Job: Extract only the first line of the listing and every line after it up to and including the one with "Clock, FlaskConical, Pencil". Omit the pictures.

Dataset extract:
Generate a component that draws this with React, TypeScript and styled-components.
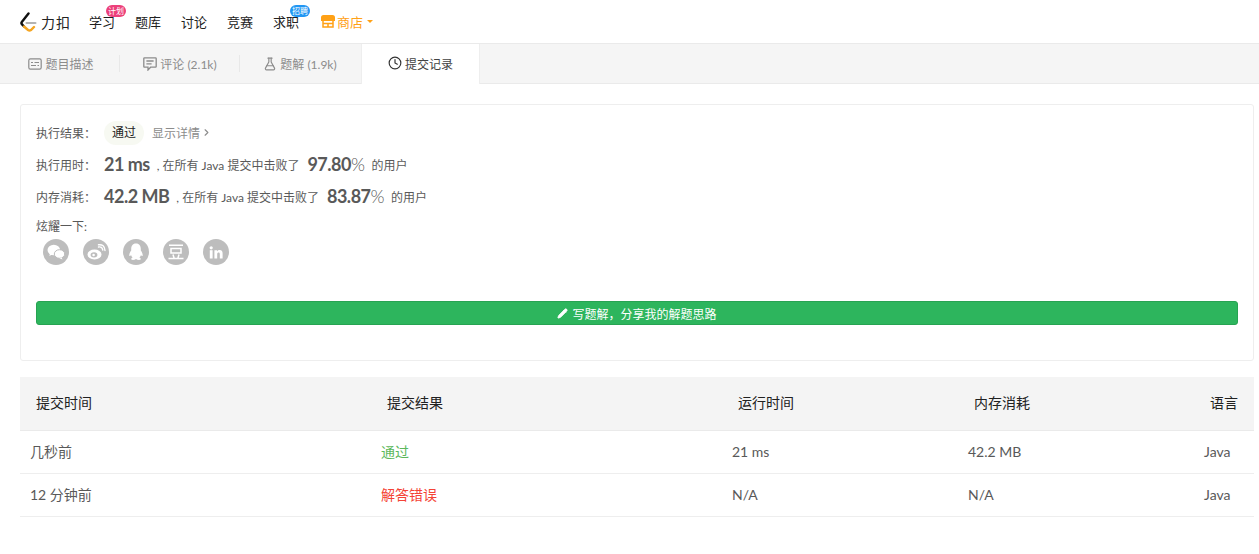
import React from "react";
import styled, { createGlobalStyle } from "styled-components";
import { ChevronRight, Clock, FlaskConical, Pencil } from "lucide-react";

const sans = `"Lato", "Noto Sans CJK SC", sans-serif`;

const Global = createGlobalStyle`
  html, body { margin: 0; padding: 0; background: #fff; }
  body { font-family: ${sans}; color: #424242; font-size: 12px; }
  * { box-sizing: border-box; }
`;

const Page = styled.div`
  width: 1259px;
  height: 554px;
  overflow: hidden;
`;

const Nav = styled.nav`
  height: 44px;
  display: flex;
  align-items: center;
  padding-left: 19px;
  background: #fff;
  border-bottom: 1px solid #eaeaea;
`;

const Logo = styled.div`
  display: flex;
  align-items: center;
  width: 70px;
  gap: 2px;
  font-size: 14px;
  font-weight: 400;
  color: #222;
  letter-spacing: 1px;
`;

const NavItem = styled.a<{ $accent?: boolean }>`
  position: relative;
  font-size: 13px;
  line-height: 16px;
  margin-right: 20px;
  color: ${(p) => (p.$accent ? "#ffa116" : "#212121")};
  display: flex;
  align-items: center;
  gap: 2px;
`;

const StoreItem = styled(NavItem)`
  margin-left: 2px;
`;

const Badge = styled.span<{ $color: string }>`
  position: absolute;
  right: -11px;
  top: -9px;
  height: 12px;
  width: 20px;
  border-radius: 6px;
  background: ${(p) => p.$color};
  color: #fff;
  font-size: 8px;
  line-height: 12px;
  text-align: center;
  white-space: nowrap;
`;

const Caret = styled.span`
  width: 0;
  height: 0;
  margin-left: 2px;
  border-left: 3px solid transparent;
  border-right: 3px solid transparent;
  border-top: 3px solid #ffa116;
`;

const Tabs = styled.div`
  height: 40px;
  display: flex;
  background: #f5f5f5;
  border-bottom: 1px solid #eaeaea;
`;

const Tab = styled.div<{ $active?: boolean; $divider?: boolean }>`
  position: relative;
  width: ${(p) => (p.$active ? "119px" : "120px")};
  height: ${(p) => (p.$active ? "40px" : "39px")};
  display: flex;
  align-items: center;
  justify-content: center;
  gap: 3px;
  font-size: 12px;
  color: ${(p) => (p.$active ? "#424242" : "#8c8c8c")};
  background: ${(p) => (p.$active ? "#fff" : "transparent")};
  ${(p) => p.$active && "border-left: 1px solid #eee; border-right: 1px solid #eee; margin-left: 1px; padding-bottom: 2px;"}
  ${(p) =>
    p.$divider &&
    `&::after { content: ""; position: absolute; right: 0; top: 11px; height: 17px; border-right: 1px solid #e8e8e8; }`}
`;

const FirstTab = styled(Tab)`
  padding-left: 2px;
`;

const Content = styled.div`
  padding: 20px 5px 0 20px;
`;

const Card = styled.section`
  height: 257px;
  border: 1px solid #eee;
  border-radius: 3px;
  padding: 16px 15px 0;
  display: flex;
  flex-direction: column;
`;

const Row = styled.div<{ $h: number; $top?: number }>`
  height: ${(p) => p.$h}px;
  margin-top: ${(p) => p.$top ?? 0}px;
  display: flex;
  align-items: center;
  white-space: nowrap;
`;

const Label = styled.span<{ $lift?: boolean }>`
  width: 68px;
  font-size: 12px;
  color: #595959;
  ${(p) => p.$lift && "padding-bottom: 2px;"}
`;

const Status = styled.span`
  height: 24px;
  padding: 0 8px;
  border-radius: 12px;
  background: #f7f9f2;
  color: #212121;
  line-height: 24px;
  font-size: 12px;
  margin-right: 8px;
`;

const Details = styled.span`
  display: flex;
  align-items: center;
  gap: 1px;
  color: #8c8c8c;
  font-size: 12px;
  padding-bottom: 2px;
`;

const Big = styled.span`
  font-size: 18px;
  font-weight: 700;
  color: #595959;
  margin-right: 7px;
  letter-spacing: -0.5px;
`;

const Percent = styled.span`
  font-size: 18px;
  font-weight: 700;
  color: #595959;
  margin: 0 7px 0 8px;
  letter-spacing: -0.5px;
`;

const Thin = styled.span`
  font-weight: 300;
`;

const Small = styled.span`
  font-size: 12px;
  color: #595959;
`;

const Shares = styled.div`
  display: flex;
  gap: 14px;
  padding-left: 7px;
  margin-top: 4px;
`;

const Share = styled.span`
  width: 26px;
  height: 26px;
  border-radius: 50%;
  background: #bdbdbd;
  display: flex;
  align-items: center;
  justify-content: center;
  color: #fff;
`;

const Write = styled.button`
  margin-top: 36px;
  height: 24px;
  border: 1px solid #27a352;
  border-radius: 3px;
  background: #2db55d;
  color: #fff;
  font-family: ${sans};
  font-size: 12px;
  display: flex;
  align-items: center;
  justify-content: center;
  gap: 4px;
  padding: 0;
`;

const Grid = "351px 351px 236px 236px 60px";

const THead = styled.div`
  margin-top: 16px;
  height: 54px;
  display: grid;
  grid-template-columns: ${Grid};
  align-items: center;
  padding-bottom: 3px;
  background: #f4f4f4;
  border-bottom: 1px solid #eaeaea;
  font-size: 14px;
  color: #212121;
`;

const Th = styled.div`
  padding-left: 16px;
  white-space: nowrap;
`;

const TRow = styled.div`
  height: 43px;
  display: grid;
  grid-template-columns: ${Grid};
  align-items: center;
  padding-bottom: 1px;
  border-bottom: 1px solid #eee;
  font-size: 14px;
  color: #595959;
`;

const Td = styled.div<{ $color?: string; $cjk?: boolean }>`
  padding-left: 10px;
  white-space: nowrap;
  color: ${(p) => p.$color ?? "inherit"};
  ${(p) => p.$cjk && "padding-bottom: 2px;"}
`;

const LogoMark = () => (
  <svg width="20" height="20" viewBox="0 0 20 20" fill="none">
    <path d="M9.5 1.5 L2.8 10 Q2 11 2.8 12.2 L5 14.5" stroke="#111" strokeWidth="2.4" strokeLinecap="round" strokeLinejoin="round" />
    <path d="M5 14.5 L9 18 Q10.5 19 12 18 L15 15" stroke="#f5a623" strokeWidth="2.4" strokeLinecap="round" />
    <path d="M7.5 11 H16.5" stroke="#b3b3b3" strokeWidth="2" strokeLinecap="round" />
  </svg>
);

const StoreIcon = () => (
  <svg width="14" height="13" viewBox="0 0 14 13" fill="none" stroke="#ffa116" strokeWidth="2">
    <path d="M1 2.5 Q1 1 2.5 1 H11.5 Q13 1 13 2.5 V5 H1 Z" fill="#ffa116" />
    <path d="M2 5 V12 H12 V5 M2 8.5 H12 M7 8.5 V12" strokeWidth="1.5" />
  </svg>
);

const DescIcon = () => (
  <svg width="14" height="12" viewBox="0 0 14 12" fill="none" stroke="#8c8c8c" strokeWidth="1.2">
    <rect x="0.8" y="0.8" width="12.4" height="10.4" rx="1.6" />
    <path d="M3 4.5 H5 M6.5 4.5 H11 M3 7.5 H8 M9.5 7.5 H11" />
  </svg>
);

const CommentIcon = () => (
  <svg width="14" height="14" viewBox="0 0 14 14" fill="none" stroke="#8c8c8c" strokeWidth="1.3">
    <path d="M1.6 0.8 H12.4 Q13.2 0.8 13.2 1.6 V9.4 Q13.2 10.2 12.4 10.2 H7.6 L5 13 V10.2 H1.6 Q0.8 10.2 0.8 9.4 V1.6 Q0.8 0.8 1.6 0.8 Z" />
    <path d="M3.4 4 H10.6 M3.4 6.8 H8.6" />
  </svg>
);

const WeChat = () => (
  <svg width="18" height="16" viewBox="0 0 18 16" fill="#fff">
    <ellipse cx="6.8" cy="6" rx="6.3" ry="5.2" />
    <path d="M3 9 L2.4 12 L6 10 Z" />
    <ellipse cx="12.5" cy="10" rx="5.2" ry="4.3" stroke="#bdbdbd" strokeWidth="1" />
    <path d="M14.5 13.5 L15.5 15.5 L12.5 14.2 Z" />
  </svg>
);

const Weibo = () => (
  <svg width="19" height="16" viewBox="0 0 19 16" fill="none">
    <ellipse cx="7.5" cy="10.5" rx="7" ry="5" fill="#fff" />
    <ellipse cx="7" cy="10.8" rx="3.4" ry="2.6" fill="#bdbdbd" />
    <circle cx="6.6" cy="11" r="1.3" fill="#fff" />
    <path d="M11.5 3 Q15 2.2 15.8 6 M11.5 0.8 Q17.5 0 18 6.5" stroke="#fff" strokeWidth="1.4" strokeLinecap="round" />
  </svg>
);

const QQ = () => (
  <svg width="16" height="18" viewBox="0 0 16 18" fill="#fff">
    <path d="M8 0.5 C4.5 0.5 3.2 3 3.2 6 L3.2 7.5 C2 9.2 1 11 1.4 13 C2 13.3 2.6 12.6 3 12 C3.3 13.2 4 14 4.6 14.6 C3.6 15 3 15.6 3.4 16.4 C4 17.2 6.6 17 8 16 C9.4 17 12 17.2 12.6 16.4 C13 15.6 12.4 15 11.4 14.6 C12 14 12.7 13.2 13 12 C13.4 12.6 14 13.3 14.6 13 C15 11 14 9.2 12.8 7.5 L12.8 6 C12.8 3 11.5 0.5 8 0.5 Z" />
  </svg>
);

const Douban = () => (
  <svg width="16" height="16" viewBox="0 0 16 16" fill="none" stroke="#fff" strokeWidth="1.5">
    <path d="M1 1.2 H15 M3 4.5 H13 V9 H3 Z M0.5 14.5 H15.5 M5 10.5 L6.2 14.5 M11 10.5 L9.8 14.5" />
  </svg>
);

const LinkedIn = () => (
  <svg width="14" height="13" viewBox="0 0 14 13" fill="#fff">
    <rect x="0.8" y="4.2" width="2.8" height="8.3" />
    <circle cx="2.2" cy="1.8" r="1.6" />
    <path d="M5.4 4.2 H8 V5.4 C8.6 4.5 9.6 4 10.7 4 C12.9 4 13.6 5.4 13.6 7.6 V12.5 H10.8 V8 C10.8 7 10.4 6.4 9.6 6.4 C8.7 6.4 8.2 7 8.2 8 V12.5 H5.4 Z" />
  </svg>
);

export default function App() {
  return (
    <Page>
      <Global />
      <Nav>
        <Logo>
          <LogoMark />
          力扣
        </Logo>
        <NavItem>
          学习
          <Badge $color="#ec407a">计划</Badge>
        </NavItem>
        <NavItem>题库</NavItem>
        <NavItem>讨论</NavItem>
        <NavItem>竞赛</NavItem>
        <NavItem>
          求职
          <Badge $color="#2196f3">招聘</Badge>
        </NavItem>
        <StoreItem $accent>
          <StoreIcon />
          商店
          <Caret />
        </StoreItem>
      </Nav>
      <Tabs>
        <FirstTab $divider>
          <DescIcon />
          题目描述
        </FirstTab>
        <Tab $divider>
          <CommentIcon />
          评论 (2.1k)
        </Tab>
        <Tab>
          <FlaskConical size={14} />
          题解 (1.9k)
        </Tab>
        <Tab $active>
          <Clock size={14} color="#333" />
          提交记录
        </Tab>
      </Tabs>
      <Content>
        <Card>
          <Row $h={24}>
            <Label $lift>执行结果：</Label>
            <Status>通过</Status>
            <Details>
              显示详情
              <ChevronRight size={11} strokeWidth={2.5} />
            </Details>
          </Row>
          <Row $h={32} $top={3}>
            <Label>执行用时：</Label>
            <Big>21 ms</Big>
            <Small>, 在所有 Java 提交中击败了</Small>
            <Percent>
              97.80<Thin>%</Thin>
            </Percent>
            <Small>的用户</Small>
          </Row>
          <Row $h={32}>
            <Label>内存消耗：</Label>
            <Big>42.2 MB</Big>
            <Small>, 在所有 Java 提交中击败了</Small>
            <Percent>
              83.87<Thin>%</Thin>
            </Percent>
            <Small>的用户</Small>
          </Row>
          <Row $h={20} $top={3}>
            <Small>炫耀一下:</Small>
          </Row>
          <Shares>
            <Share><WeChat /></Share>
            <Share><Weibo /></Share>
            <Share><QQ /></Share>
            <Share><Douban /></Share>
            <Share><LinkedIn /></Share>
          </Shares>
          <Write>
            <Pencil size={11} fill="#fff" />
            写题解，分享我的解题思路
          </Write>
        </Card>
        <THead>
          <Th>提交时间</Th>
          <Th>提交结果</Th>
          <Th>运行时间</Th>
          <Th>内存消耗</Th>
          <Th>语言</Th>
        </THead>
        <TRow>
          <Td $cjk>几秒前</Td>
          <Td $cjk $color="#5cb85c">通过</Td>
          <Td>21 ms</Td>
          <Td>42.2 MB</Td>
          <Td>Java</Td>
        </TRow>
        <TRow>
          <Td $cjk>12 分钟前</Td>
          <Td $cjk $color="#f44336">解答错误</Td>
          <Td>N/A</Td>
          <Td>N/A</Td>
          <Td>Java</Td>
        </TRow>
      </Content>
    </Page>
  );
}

Solution to the problem:
Generate a component that draws this with React, TypeScript and styled-components.
import React from "react";
import styled, { createGlobalStyle } from "styled-components";
import { ChevronRight, Clock, FlaskConical, Pencil } from "lucide-react";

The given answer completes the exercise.